Like stocks, this is of course quite risky, as currency exchange rates do not always go in the direction you think they will. On the other hand, there are sometimes other forces at play which make some operations possible on currencies which are not possible on stocks, as central banks can have policies that will force them to buy or sell at specific prices.
As a consumer, you will however often be hit by the large "spread" between buy and sell rates, which means that even if the exchange rate does not move at all, you'll lose money.
Answered by jcaron on August 4, 2021
About the time when the Euro was introduced, one major store in the UK accepted Euro for payment (they don't do that anymore), and returned your change in pound.
Unfortunately for them, they had confused the exchange rate. Instead of say £1.00 = €1.20, they applied a rate of €1.00 = £1.20. So you took 100 euros, bought five pound worth of items, they returned £120 - £5 = £115. You kept £30, went to the bank, and changed the remaining £85 to €100. With your fresh €100 note you went back to the store and repeat.
They figured it out rather soon.
Answered by gnasher729 on August 4, 2021
A while back there was a situation where one crypto exchange had a price per bitcoin that was quite a bit higher than all the other crypto exchanges. One could in theory sell bitcoin on that exchange, withdraw the dollars, move them to another crypto exchange, buy bitcoin, transfer the bitcoin to the original exchange and repeat. There were a couple of problems with this.

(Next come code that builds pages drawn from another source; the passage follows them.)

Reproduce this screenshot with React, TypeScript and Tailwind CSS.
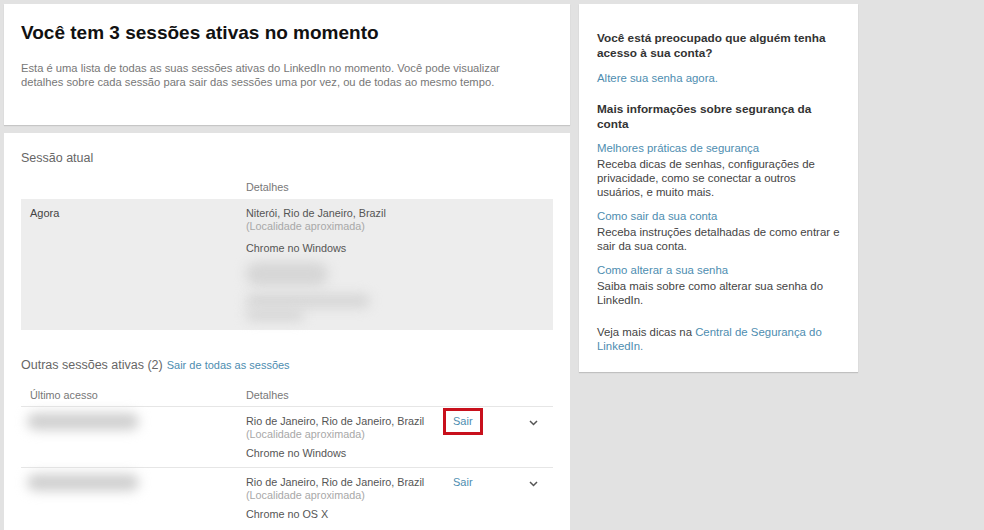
const link = "text-[#4d8db0]";

function Blur({ className }: { className: string }) {
  return <div className={`rounded-full blur-[6px] ${className}`} />;
}

function Chevron() {
  return (
    <svg width="9" height="6" viewBox="0 0 9 6" className="mt-[5px]">
      <path d="M1 1l3.5 3.5L8 1" fill="none" stroke="#555" strokeWidth="1.5" />
    </svg>
  );
}

interface SessionRowProps {
  place: string;
  browser: string;
  highlight?: boolean;
  last?: boolean;
}

function SessionRow({ place, browser, highlight, last }: SessionRowProps) {
  return (
    <div className={`flex items-start pl-[9px] pr-[15px] pt-[1px] pb-[7px] ${last ? "" : "border-b border-[#e6e6e6]"}`}>
      <div className="w-[216px] pt-[5px]">
        <Blur className="w-[112px] h-[17px] -ml-[3px] bg-[#cfcfcf]" />
      </div>
      <div className="w-[197px] pt-[7px] text-[10.8px] leading-[13px]">
        <div className="text-[#555]">{place}</div>
        <div className="text-[#a8a8a8]">(Localidade aproximada)</div>
        <div className="mt-[6px] text-[#555]">{browser}</div>
      </div>
      <div
        className={`border-[3px] px-[7px] py-[4px] text-[11px] leading-[13px] ${link} ${
          highlight ? "border-[#c8101c]" : "border-transparent"
        }`}
      >
        Sair
      </div>
      <div className="ml-auto pt-[7px]">
        <Chevron />
      </div>
    </div>
  );
}

export default function App() {
  return (
    <div className="h-screen w-full bg-[#e2e2e2] p-[4px] pb-0 flex items-start gap-[9px] font-['Liberation_Sans',Arial,sans-serif] overflow-hidden">
      <div className="w-[566px] flex flex-col gap-[8px]">
        <div className="h-[121px] bg-white px-[17px] pt-[17px] shadow-[0_1px_1px_rgba(0,0,0,0.12)]">
          <h1 className="text-[19px] leading-[24px] font-bold text-[#111]">
            Você tem 3 sessões ativas no momento
          </h1>
          <p className="mt-[16px] text-[11.2px] leading-[14px] text-[#777]">
            Esta é uma lista de todas as suas sessões ativas do LinkedIn no momento. Você pode visualizar
            <br />
            detalhes sobre cada sessão para sair das sessões uma por vez, ou de todas ao mesmo tempo.
          </p>
        </div>

        <div className="h-[397px] bg-white px-[17px] pt-[17px]">
          <div className="text-[12.5px] leading-[16px] text-[#666]">Sessão atual</div>
          <div className="mt-[15px] mb-[5px] pl-[225px] text-[10.8px] leading-[13px] text-[#777]">Detalhes</div>

          <div className="h-[131px] bg-[#ededed] flex items-start pl-[9px] pt-[8px]">
            <div className="w-[216px] text-[11px] leading-[13px] text-[#444]">Agora</div>
            <div className="text-[10.8px] leading-[13px]">
              <div className="text-[#555]">Niterói, Rio de Janeiro, Brazil</div>
              <div className="text-[#a8a8a8]">(Localidade aproximada)</div>
              <div className="mt-[9px] text-[#555]">Chrome no Windows</div>
              <Blur className="mt-[7px] w-[82px] h-[24px] bg-[#d6d6d6]" />
              <div className="mt-[8px] flex flex-col gap-[1px]">
                <Blur className="w-[124px] h-[14px] bg-[#d6d6d6]" />
                <Blur className="w-[58px] h-[12px] bg-[#d6d6d6]" />
              </div>
            </div>
          </div>

          <div className="mt-[27px] flex items-baseline gap-[4px]">
            <span className="text-[12.5px] leading-[16px] text-[#666]">Outras sessões ativas (2)</span>
            <span className={`text-[11px] ${link}`}>Sair de todas as sessões</span>
          </div>

          <div className="mt-[15px] flex pl-[9px] pb-[4px] border-b border-[#e6e6e6] text-[10.8px] leading-[13px] text-[#777]">
            <div className="w-[216px]">Último acesso</div>
            <div>Detalhes</div>
          </div>

          <SessionRow place="Rio de Janeiro, Rio de Janeiro, Brazil" browser="Chrome no Windows" highlight />
          <SessionRow place="Rio de Janeiro, Rio de Janeiro, Brazil" browser="Chrome no OS X" last />
        </div>
      </div>

      <div className="w-[279px] h-[368px] bg-white px-[18px] pt-[27px] shadow-[0_1px_1px_rgba(0,0,0,0.15)] text-[11.4px] leading-[14px] text-[#444]">
        <h2 className="text-[11.8px] leading-[15px] font-bold text-[#333]">
          Você está preocupado que alguém tenha
          <br />
          acesso à sua conta?
        </h2>
        <div className={`mt-[10px] ${link}`}>Altere sua senha agora.</div>

        <h2 className="mt-[17px] text-[11.8px] leading-[15px] font-bold text-[#333]">
          Mais informações sobre segurança da
          <br />
          conta
        </h2>

        <div className={`mt-[9px] ${link}`}>Melhores práticas de segurança</div>
        <div className="mt-[2px]">
          Receba dicas de senhas, configurações de
          <br />
          privacidade, como se conectar a outros
          <br />
          usuários, e muito mais.
        </div>

        <div className={`mt-[10px] ${link}`}>Como sair da sua conta</div>
        <div className="mt-[2px]">
          Receba instruções detalhadas de como entrar e
          <br />
          sair da sua conta.
        </div>

        <div className={`mt-[10px] ${link}`}>Como alterar a sua senha</div>
        <div className="mt-[2px]">
          Saiba mais sobre como alterar sua senha do
          <br />
          LinkedIn.
        </div>

        <div className="mt-[18px]">
          Veja mais dicas na <span className={link}>Central de Segurança do</span>
          <br />
          <span className={link}>LinkedIn.</span>
        </div>
      </div>
    </div>
  );
}
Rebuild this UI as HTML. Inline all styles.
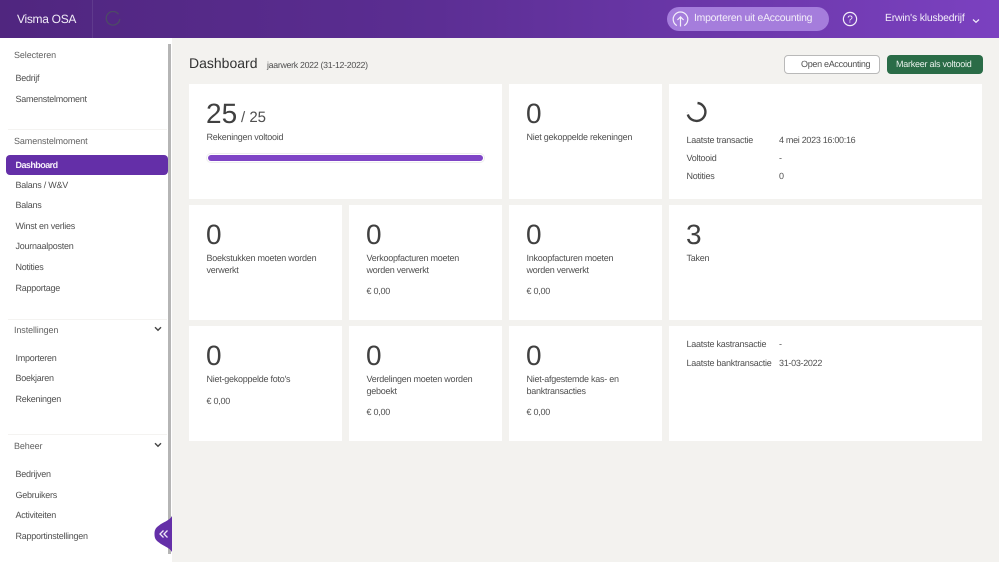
<!DOCTYPE html>
<html><head><meta charset="utf-8"><style>
*{box-sizing:border-box}
html,body{margin:0;padding:0;width:999px;height:562px;overflow:hidden;background:#f3f2ef;font-family:"Liberation Sans",sans-serif;color:#494949;text-rendering:geometricPrecision}
.t{position:absolute;white-space:nowrap;font-size:9px;line-height:12px;letter-spacing:-.25px;color:#505050;filter:blur(.25px)}
.c{position:absolute;background:#fff}
.n{position:absolute;white-space:nowrap;font-size:28px;line-height:36px;color:#404040;filter:blur(.25px)}
.h{color:#636363;letter-spacing:-.1px}
.line{position:absolute;left:8px;width:159px;height:1px;background:#f4f3f1}
</style></head><body>
<div style="position:absolute;left:0;top:0;width:999px;height:38px;background:linear-gradient(90deg,#50267f 0%,#5a2d91 40%,#7b41c0 100%)"></div>
<div style="position:absolute;left:92px;top:0;width:1px;height:38px;background:#5f3a8d"></div>
<div class="t" style="left:17px;top:11px;font-size:12px;line-height:16px;letter-spacing:-.3px;color:#f1ecf7">Visma OSA</div>
<svg style="position:absolute;left:105px;top:11px" width="16" height="16" viewBox="0 0 16 16" fill="none"><path d="M13.5 3.2A6.8 6.8 0 1 0 14.8 8" stroke="#4d4a66" stroke-width="1.3"/></svg>
<div style="position:absolute;left:667px;top:7px;width:162px;height:24px;border-radius:12px;background:#a57ddc"></div>
<svg style="position:absolute;left:672px;top:11px" width="17" height="17" viewBox="0 0 17 17" fill="none" stroke="#f3eefa" stroke-width="1.2"><path d="M4.8 14.6A7.3 7.3 0 1 1 12.2 14.6"/><path d="M8.5 15.5V6M5.4 9L8.5 5.9 11.6 9"/></svg>
<div class="t" style="left:694px;top:12px;font-size:10.4px;line-height:14px;letter-spacing:-.23px;color:#f3eefa">Importeren uit eAccounting</div>
<svg style="position:absolute;left:842px;top:11px" width="16" height="16" viewBox="0 0 16 16" fill="none"><circle cx="8" cy="8" r="6.6" stroke="#f3eefa" stroke-width="1.2"/><text x="8" y="11.4" text-anchor="middle" font-size="10" font-family="Liberation Sans" fill="#f3eefa">?</text></svg>
<div class="t" style="left:885px;top:12px;font-size:10.4px;line-height:14px;letter-spacing:-.17px;color:#f3eefa">Erwin's klusbedrijf</div>
<svg style="position:absolute;left:972px;top:18px" width="8" height="6" viewBox="0 0 8 6" fill="none"><path d="M1 1.5L4 4.3 7 1.5" stroke="#f3eefa" stroke-width="1.2"/></svg>

<div style="position:absolute;left:0;top:38px;width:172px;height:524px;background:#fff"></div>
<div style="position:absolute;left:168px;top:44px;width:3px;height:510px;background:#b5b5b5"></div>

<div class="t h" style="left:14px;top:49px">Selecteren</div>
<div class="t" style="left:15.500px;top:72px">Bedrijf</div>
<div class="t" style="left:15.500px;top:93px">Samenstelmoment</div>
<div class="line" style="top:129px"></div>
<div class="t h" style="left:14px;top:135px">Samenstelmoment</div>
<div style="position:absolute;left:6px;top:155px;width:162px;height:19.500px;border-radius:4px;background:#642fa8"></div>
<div class="t" style="left:15.500px;top:159px;color:#f5f0fa;font-weight:bold;letter-spacing:-.55px">Dashboard</div>
<div class="t" style="left:15.500px;top:179px">Balans / W&amp;V</div>
<div class="t" style="left:15.500px;top:199px">Balans</div>
<div class="t" style="left:15.500px;top:220px">Winst en verlies</div>
<div class="t" style="left:15.500px;top:240px">Journaalposten</div>
<div class="t" style="left:15.500px;top:261px">Notities</div>
<div class="t" style="left:15.500px;top:282px">Rapportage</div>
<div class="line" style="top:319px"></div>
<div class="t h" style="left:14px;top:324px">Instellingen</div>
<svg style="position:absolute;left:154px;top:326px" width="8" height="6" viewBox="0 0 8 6" fill="none"><path d="M1 1.200L4 4.200 7 1.200" stroke="#444" stroke-width="1.400"/></svg>
<div class="t" style="left:15.500px;top:352px">Importeren</div>
<div class="t" style="left:15.500px;top:372px">Boekjaren</div>
<div class="t" style="left:15.500px;top:393px">Rekeningen</div>
<div class="line" style="top:434px"></div>
<div class="t h" style="left:14px;top:440px">Beheer</div>
<svg style="position:absolute;left:154px;top:442px" width="8" height="6" viewBox="0 0 8 6" fill="none"><path d="M1 1.200L4 4.200 7 1.200" stroke="#444" stroke-width="1.400"/></svg>
<div class="t" style="left:15.500px;top:468px">Bedrijven</div>
<div class="t" style="left:15.500px;top:489px">Gebruikers</div>
<div class="t" style="left:15.500px;top:509px">Activiteiten</div>
<div class="t" style="left:15.500px;top:530px">Rapportinstellingen</div>
<svg style="position:absolute;left:154px;top:516px" width="18" height="36" viewBox="0 0 18 36"><path d="M18 0C15 5 9 6 5 9.500C1 12 .5 15 .5 18C.5 21 1 24 5 26.500C9 30 15 31 18 36Z" fill="#642fa8"/><path d="M9.500 14.500L6 18 9.500 21.500M13.500 14.500L10 18 13.500 21.500" fill="none" stroke="#efe7f8" stroke-width="1.300"/></svg>

<div class="t" style="left:189px;top:54px;font-size:14px;line-height:18px;letter-spacing:0;color:#333">Dashboard</div>
<div class="t" style="left:267px;top:59px;font-size:8.800px;letter-spacing:-.3px">jaarwerk 2022 (31-12-2022)</div>
<div style="position:absolute;left:784px;top:55px;width:96px;height:18.500px;border:1px solid #b9b9b9;border-radius:4px;background:#fff"></div>
<div class="t" style="left:801px;top:58px;letter-spacing:-.3px">Open eAccounting</div>
<div style="position:absolute;left:886.500px;top:55px;width:96px;height:18.500px;border-radius:4px;background:#2a6c47"></div>
<div class="t" style="left:896px;top:58px;color:#e9f1ec">Markeer als voltooid</div>

<div class="c" style="left:189px;top:84px;width:313px;height:115px"></div>
<div class="c" style="left:509px;top:84px;width:153px;height:115px"></div>
<div class="c" style="left:669px;top:84px;width:313px;height:115px"></div>
<div class="c" style="left:189px;top:205px;width:153px;height:115px"></div>
<div class="c" style="left:349px;top:205px;width:153px;height:115px"></div>
<div class="c" style="left:509px;top:205px;width:153px;height:115px"></div>
<div class="c" style="left:669px;top:205px;width:313px;height:115px"></div>
<div class="c" style="left:189px;top:326px;width:153px;height:115px"></div>
<div class="c" style="left:349px;top:326px;width:153px;height:115px"></div>
<div class="c" style="left:509px;top:326px;width:153px;height:115px"></div>
<div class="c" style="left:669px;top:326px;width:313px;height:115px"></div>

<div class="n" style="left:206px;top:96px">25</div>
<div class="t" style="left:241px;top:109px;font-size:15px;line-height:18px;letter-spacing:0">/ 25</div>
<div class="t" style="left:206.500px;top:131px">Rekeningen voltooid</div>
<div style="position:absolute;left:206px;top:153px;width:279px;height:10px;border:1px solid #eeeeee;border-radius:5px;background:#fff"></div>
<div style="position:absolute;left:208px;top:155px;width:275px;height:6px;border-radius:3px;background:#7f45c6"></div>

<div class="n" style="left:526px;top:96px">0</div>
<div class="t" style="left:526.500px;top:131px">Niet gekoppelde rekeningen</div>

<svg style="position:absolute;left:685px;top:101px" width="23" height="23" viewBox="0 0 23 23" fill="none"><path d="M12.500 2A9 9 0 1 1 2.800 13.500" stroke="#3f3f3f" stroke-width="2.400"/><path d="M2.300 11.500v.1" stroke="#3f3f3f" stroke-width="1.500"/></svg>
<div class="t" style="left:686.500px;top:134px">Laatste transactie</div>
<div class="t" style="left:779px;top:134px;letter-spacing:-.3px">4 mei 2023 16:00:16</div>
<div class="t" style="left:686.500px;top:152px">Voltooid</div>
<div class="t" style="left:779px;top:152px">-</div>
<div class="t" style="left:686.500px;top:170px">Notities</div>
<div class="t" style="left:779px;top:170px">0</div>

<div class="n" style="left:206px;top:217px">0</div>
<div class="t" style="left:206.500px;top:252px">Boekstukken moeten worden</div>
<div class="t" style="left:206.500px;top:264px">verwerkt</div>
<div class="n" style="left:366px;top:217px">0</div>
<div class="t" style="left:366.500px;top:252px">Verkoopfacturen moeten</div>
<div class="t" style="left:366.500px;top:264px">worden verwerkt</div>
<div class="t" style="left:366.500px;top:285px">€ 0,00</div>
<div class="n" style="left:526px;top:217px">0</div>
<div class="t" style="left:526.500px;top:252px">Inkoopfacturen moeten</div>
<div class="t" style="left:526.500px;top:264px">worden verwerkt</div>
<div class="t" style="left:526.500px;top:285px">€ 0,00</div>
<div class="n" style="left:686px;top:217px">3</div>
<div class="t" style="left:686.500px;top:252px">Taken</div>

<div class="n" style="left:206px;top:338px">0</div>
<div class="t" style="left:206.500px;top:373px">Niet-gekoppelde foto's</div>
<div class="t" style="left:206.500px;top:395px">€ 0,00</div>
<div class="n" style="left:366px;top:338px">0</div>
<div class="t" style="left:366.500px;top:373px">Verdelingen moeten worden</div>
<div class="t" style="left:366.500px;top:385px">geboekt</div>
<div class="t" style="left:366.500px;top:406px">€ 0,00</div>
<div class="n" style="left:526px;top:338px">0</div>
<div class="t" style="left:526.500px;top:373px">Niet-afgestemde kas- en</div>
<div class="t" style="left:526.500px;top:385px">banktransacties</div>
<div class="t" style="left:526.500px;top:406px">€ 0,00</div>
<div class="t" style="left:686.500px;top:338px">Laatste kastransactie</div>
<div class="t" style="left:779px;top:338px">-</div>
<div class="t" style="left:686.500px;top:357px">Laatste banktransactie</div>
<div class="t" style="left:779px;top:357px;letter-spacing:-.3px">31-03-2022</div>
</body></html>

This lead to the collapse of Mt.Gox with people having significant nominal bitcoin and dollar balances left on it. If exchanges show a difference significant enough that you could make a profit there is probably a reason for it. It is not so much investment as speculation.
Answered by William Hay on August 4, 2021
The name is arbitrage.
Yes, if an opportunity exists, you can do it. However, the very act of doing it will destroy the opportunity for anyone else to do it. Arbitrage has this nasty habit of causing equilibrium between markets. So you are essentially in a race with anyone else who is trying to do this as well to be the first.
It is a very hard way to make money.